2016–17 Polish Cup

Tournament details
- Country: Poland
- Dates: 16 July 2016 – 2 May 2017
- Teams: 68

Final positions
- Champions: Arka Gdynia
- Runners-up: Lech Poznań

Tournament statistics
- Matches played: 69
- Goals scored: 219 (3.17 per match)
- Top goal scorer(s): Rafał Jankowski Kamil Zapolnik (4 goals each)

= 2016–17 Polish Cup =

The 2016–17 Polish Cup was the 63rd season of the annual Polish football knockout tournament. It began on 16 July 2016 with the first matches of the Preliminary Round and ended on 2 May 2017 with the Final at Stadion Narodowy.
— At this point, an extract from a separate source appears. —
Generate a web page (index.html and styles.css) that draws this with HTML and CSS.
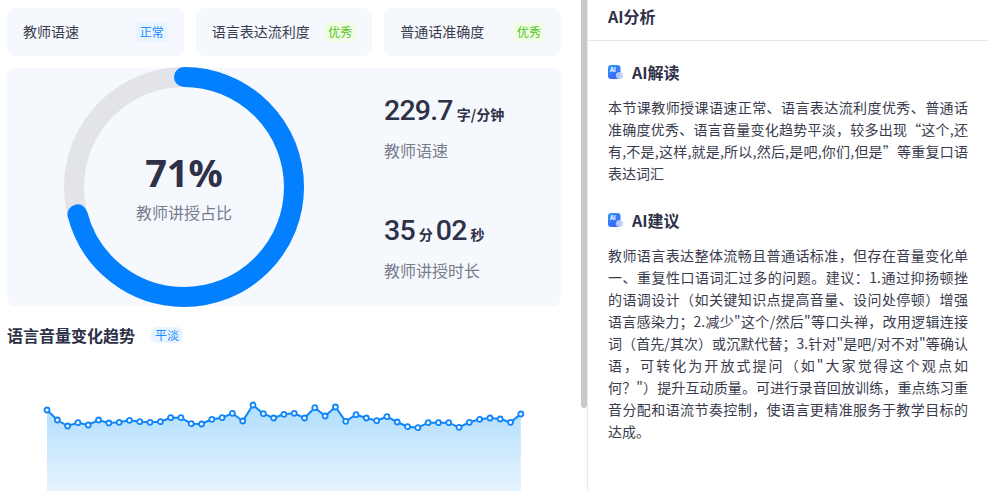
FILE: index.html
```html
<!DOCTYPE html>
<html lang="zh-CN">
<head>
<meta charset="utf-8">
<title>AI分析</title>
<link rel="stylesheet" href="styles.css">
</head>
<body>
<div class="page">
  <main class="left">
    <div class="tags">
      <div class="tag-card"><span class="tag-name">教师语速</span><span class="badge blue">正常</span></div>
      <div class="tag-card"><span class="tag-name">语言表达流利度</span><span class="badge green">优秀</span></div>
      <div class="tag-card"><span class="tag-name">普通话准确度</span><span class="badge green">优秀</span></div>
    </div>
    <section class="panel">
      <div class="donut">
        <svg class="ring" viewBox="0 0 240 240" width="240" height="240">
          <circle class="ring-bg" cx="120" cy="120" r="110"/>
          <circle class="ring-fg" cx="120" cy="120" r="110" pathLength="100" stroke-dasharray="71 100" transform="rotate(-90 120 120)"/>
        </svg>
        <div class="donut-text">
          <div class="pct">71%</div>
          <div class="pct-label">教师讲授占比</div>
        </div>
      </div>
      <div class="stats">
        <div class="stat">
          <div class="value"><b>229.7</b><i>字/分钟</i></div>
          <div class="stat-label">教师语速</div>
        </div>
        <div class="stat">
          <div class="value"><b>35</b><i>分</i><b>02</b><i>秒</i></div>
          <div class="stat-label">教师讲授时长</div>
        </div>
      </div>
    </section>
    <div class="trend-head">
      <h3>语言音量变化趋势</h3>
      <span class="badge blue small">平淡</span>
    </div>
    <svg class="chart" viewBox="7 350 554 141" width="554" height="141">
      <defs>
        <linearGradient id="area" x1="0" y1="0" x2="0" y2="1">
          <stop offset="0" stop-color="#b0defc"/>
          <stop offset="1" stop-color="#e6f4ff"/>
        </linearGradient>
        <marker id="dot" markerUnits="userSpaceOnUse" markerWidth="8" markerHeight="8" refX="4" refY="4">
          <circle cx="4" cy="4" r="2.5" fill="#fff" stroke="#0f85fb" stroke-width="1.8"/>
        </marker>
      </defs>
      <polygon class="area" points="47,491 47,410 57.3,420 67.6,426 77.9,422.7 88.2,425 98.5,420 108.8,423 119.1,422.3 129.4,420.3 139.7,421.7 150,422.3 160.3,421.7 170.6,417.7 180.9,417.7 191.2,423.7 201.5,424 211.8,419.3 222.1,417.7 232.4,413.3 242.7,421 253,405 263.3,413.7 273.6,418 283.9,414.3 294.2,413.3 304.5,418 314.8,407.7 325.1,416 335.4,407 345.7,421.3 356,414.7 366.3,418 376.6,420.7 386.9,416.7 397.2,422 407.5,426.7 417.8,427.7 428.1,422.7 438.4,422.7 448.7,422.7 459,427.3 469.3,422.3 479.6,419.3 489.9,418 500.2,419 510.5,422.3 520.8,414 520.8,491"/>
      <polyline class="line" points="47,410 57.3,420 67.6,426 77.9,422.7 88.2,425 98.5,420 108.8,423 119.1,422.3 129.4,420.3 139.7,421.7 150,422.3 160.3,421.7 170.6,417.7 180.9,417.7 191.2,423.7 201.5,424 211.8,419.3 222.1,417.7 232.4,413.3 242.7,421 253,405 263.3,413.7 273.6,418 283.9,414.3 294.2,413.3 304.5,418 314.8,407.7 325.1,416 335.4,407 345.7,421.3 356,414.7 366.3,418 376.6,420.7 386.9,416.7 397.2,422 407.5,426.7 417.8,427.7 428.1,422.7 438.4,422.7 448.7,422.7 459,427.3 469.3,422.3 479.6,419.3 489.9,418 500.2,419 510.5,422.3 520.8,414"/>
    </svg>
  </main>
  <div class="scrollbar"><div class="thumb"></div></div>
  <aside class="right">
    <header class="right-head">AI分析</header>
    <div class="right-body">
      <h4 class="ai-title">
        <svg class="ai-icon" viewBox="0 0 16 16" width="16" height="16"><defs><linearGradient id="ai1" x1="0" y1="0" x2="0.6" y2="1"><stop offset="0" stop-color="#2f9bff"/><stop offset="1" stop-color="#3c62f5"/></linearGradient></defs><rect x="0" y="1" width="12.5" height="14" rx="3" fill="url(#ai1)"/><circle cx="11.5" cy="11.5" r="3.6" fill="#bdd5fb" opacity=".9"/><text x="2" y="8.2" class="ai-mark">AI</text></svg>
        AI解读
      </h4>
      <p class="ai-text">本节课教师授课语速正常、语言表达流利度优秀、普通话准确度优秀、语言音量变化趋势平淡，较多出现“这个,还有,不是,这样,就是,所以,然后,是吧,你们,但是”等重复口语表达词汇</p>
      <h4 class="ai-title second">
        <svg class="ai-icon" viewBox="0 0 16 16" width="16" height="16"><rect x="0" y="1" width="12.5" height="14" rx="3" fill="url(#ai1)"/><circle cx="11.5" cy="11.5" r="3.6" fill="#bdd5fb" opacity=".9"/><text x="2" y="8.2" class="ai-mark">AI</text></svg>
        AI建议
      </h4>
      <p class="ai-text">教师语言表达整体流畅且普通话标准，但存在音量变化单一、重复性口语词汇过多的问题。建议：1.通过抑扬顿挫的语调设计（如关键知识点提高音量、设问处停顿）增强语言感染力；2.减少"这个/然后"等口头禅，改用逻辑连接词（首先/其次）或沉默代替；3.针对"是吧/对不对"等确认语，可转化为开放式提问（如"大家觉得这个观点如何？"）&#8288;提升互动质量。可进行录音回放训练，重点练习重音分配和语流节奏控制，使语言更精准服务于教学目标的达成。</p>
    </div>
  </aside>
</div>
</body>
</html>
```
FILE: styles.css
```css
* { box-sizing: border-box; }
html, body { margin: 0; height: 100%; overflow: hidden; background: #fff; }
body { font-family: "Noto Sans CJK SC", "Noto Sans", sans-serif; color: #2e3147; }
.page { display: flex; width: 988px; height: 491px; overflow: hidden; }
.left { width: 581px; flex: none; padding: 8px 20px 0 7px; overflow: hidden; }
.tags { display: flex; gap: 12px; }
.tag-card { flex: 1; height: 48px; background: #f5f8fd; border-radius: 8px; padding: 0 16px; display: flex; align-items: center; justify-content: space-between; font-size: 14px; line-height: 20px; color: #3a3c4e; }
.tag-name { margin-bottom: 2px; }
.badge { font-size: 12px; height: 20px; line-height: 20px; padding: 0 4px; border-radius: 6px; }
.badge.small { height: 16px; line-height: 16px; }
.badge.blue { background: #e8f4ff; color: #1e8bff; }
.badge.green { background: #f0fce6; color: #52c41a; }
.panel { margin-top: 12px; height: 238px; background: #f5f8fd; border-radius: 8px; display: flex; position: relative; }
.donut { position: relative; width: 240px; height: 240px; margin: -1px 0 0 57px; flex: none; }
.ring { display: block; overflow: visible; }
.ring-bg { fill: none; stroke: #e3e4e9; stroke-width: 20; }
.ring-fg { fill: none; stroke: #0280ff; stroke-width: 20; stroke-linecap: round; }
.donut-text { position: absolute; inset: 0; padding-bottom: 2px; display: flex; flex-direction: column; align-items: center; justify-content: center; }
.pct { font-family: "Noto Sans", sans-serif; font-size: 38px; font-weight: 700; line-height: 46px; color: #2e3147; }
.pct-label { margin-top: 6px; font-size: 16px; line-height: 22px; color: #797c8c; }
.stats { margin-left: 80px; padding-top: 24px; display: flex; flex-direction: column; gap: 50px; }
.value { display: flex; align-items: baseline; line-height: 38px; height: 38px; }
.value b { font-family: Roboto, sans-serif; font-size: 28.5px; font-weight: 500; letter-spacing: -.8px; }
.value i { font-style: normal; font-size: 14px; font-weight: 700; margin: 0 3px 0 4px; }
.stat-label { margin-top: 8px; font-size: 16px; line-height: 24px; color: #797c8c; }
.trend-head { display: flex; align-items: center; gap: 16px; margin-top: 18px; height: 22px; }
.trend-head h3 { margin: 0; font-size: 16px; font-weight: 700; color: #2e3147; }
.chart { display: block; margin-top: 4px; }
.area { fill: url(#area); }
.line { fill: none; stroke: #0f85fb; stroke-width: 2; marker: url(#dot); }
.scrollbar { width: 6px; flex: none; }
.thumb { height: 408px; background: #c9c9c9; border-radius: 0 0 3px 3px; }
.right { flex: 1; border-left: 1px solid #e6e8ec; min-width: 0; }
.right-head { height: 41px; border-bottom: 1px solid #e4e6ea; padding-left: 20px; font-size: 16px; font-weight: 700; line-height: 32px; color: #2e3147; }
.right-body { padding: 19px 20px 0; }
.ai-title { margin: 0; display: flex; align-items: center; gap: 8px; font-size: 16px; font-weight: 700; line-height: 24px; color: #2e3147; }
.ai-title.second { margin-top: 24px; }
.ai-icon { flex: none; }
.ai-mark { font-size: 6px; font-weight: 700; fill: #fff; }
.ai-text { margin: 12px 0 0; font-size: 14px; line-height: 22px; text-align: justify; color: #3a3c4e; }
```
Winners of the competition will qualify for the qualifying tournament of the 2017–18 UEFA Europa League.

==Participating teams==

| Enter in Round of 32 | Enter in First Round | Enter in Preliminary Round |  |  |
| 2015–16 Ekstraklasa 16 teams | 2015–16 I liga 12 highest ranked teams | 2015–16 I liga 6 lowest ranked teams | 2015–16 II liga 18 teams | Winners of 16 regional cup competitions |
| Legia Warsaw; Piast Gliwice; Zagłębie Lubin; Cracovia; Lechia Gdańsk; Pogoń Szczecin; Lech Poznań; Ruch Chorzów; Wisła Kraków; Śląsk Wrocław; Jagiellonia Białystok; Korona Kielce; Bruk-Bet Termalica Nieciecza; Górnik Łęczna; Górnik Zabrze; Podbeskidzie Bielsko-Biała; | Arka Gdynia; Wisła Płock; Zagłębie Sosnowiec; GKS Katowice; Zawisza Bydgoszcz^{1}; Chrobry Głogów; Miedź Legnica; Bytovia Bytów; Sandecja Nowy Sącz; Wigry Suwałki; Stomil Olsztyn; Chojniczanka Chojnice; | Olimpia Grudziądz; Pogoń Siedlce; MKS Kluczbork; GKS Bełchatów; Rozwój Katowice; Dolcan Ząbki^{2}; | Stal Mielec; Znicz Pruszków; GKS Tychy; Wisła Puławy; Raków Częstochowa; Siarka Tarnobrzeg; Puszcza Niepołomice; Radomiak Radom; Kotwica Kołobrzeg; Legionovia Legionowo; Polonia Bytom; Błękitni Stargard; KS ROW 1964 Rybnik; Olimpia Zambrów; Stal Stalowa Wola; Nadwiślan Góra^{4}; Gryf Wejherowo; Okocimski KS Brzesko^{3}; | Miedź Legnica II (Lower Silesian); Wda Świecie (Kuyavian-Pomeranian); Chełmianka Chełm (Lublin); Stilon Gorzów Wielkopolski (Lubusz); Lechia Tomaszów Mazowiecki (Łódź); Garbarnia Kraków (Lesser Poland); Świt Nowy Dwór Mazowiecki (Masovian); Odra Opole (Opole); JKS Jarosław (Podkarpackie); ŁKS Łomża (Podlaskie); Pogoń Lębork (Pomeranian); GKS Jastrzębie (Silesian); KSZO Ostrowiec Świętokrzyski (Świętokrzyskie); Rominta Gołdap (Warmian-Masurian); KKS Kalisz (Greater Poland); Świt Skolwin (West Pomeranian); |

Source: 90minut.pl
- Notes
1. Zawisza did not receive a license for the 2016–17 season and withdrew from the competition.
2. Dolcan dissolved during the 2015–16 season.
3. Okocimski dissolved during the 2015–16 season.
4. Nadwiślan withdrew from the competition.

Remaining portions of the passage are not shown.